Told that it's our city fabric and urban design that people especially love, we roll our eyes. It's not so great. All those bland new buildings downtown. It looks like Blade Runner. It feels like a vertical suburb. And the rest of the city, well, it's no Paris (or Barcelona, or Berlin, or London). But like it or not, we are Paris to a far-flung collection of fans. More precisely, Paris 2.0, a template for developing or redeveloping cities that are looking for a way to build a contemporary version of the City of Light. Our transformation in only 20 years into a mini-Manhattan of almost 100,000 people downtown, our capacity to attract families and suburbanites, the sense of liveliness in our parks and on our streets and seawall paths, even our success in convincing grocers to move into the central city-all of that in a young western city at the edge of sprawl-loving North America produces awestruck and frequently wistful admiration.

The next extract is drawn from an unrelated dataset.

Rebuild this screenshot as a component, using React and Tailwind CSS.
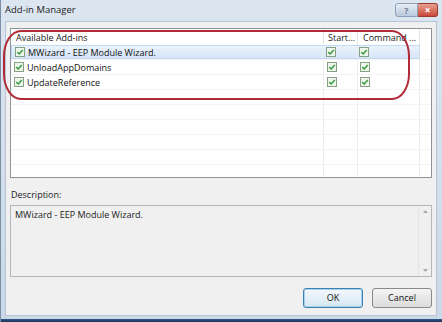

The love affair with our city is most visible in places that have tried to paint-by-numbers a replica Vancouver. There's the Beijing suburb called Vancouver Forest that's filled with Dunbar-style houses made of wood and stone. Dubai has faithfully copied the seawall and towers of north False Creek on its waterfront, down to the last handrail. To San Diego and Orange County, Vancouver builder Nat Bosa has exported what's seen as the city's signature building: the skinny tower on a podium of townhouses. In Portland, the city and developers have copied wholesale the concept of a downtown condo district (without hiring Vancouver builders).

Those are only the most obvious manifestations of the world's crush on Vancouver. They are also frequently the kinds of development that most exasperate the Vancouverists-that elite group of architects, planners, and urbanists who make a living in whole or in part from their association with the Vancouver model. Of Dubai, Beasley sniffs: "That is just a copy of the buildings. That has nothing to do with what Vancouver is about. When we saw it, we started to laugh and cry at the same time." Bing Thom sighs over one of the new condo neighbourhoods in Portland, where the local developer asked him why they aren't as successful as Vancouver's. "He didn't really do the Vancouver model," says Thom. "He just put in the condos, but not everything else."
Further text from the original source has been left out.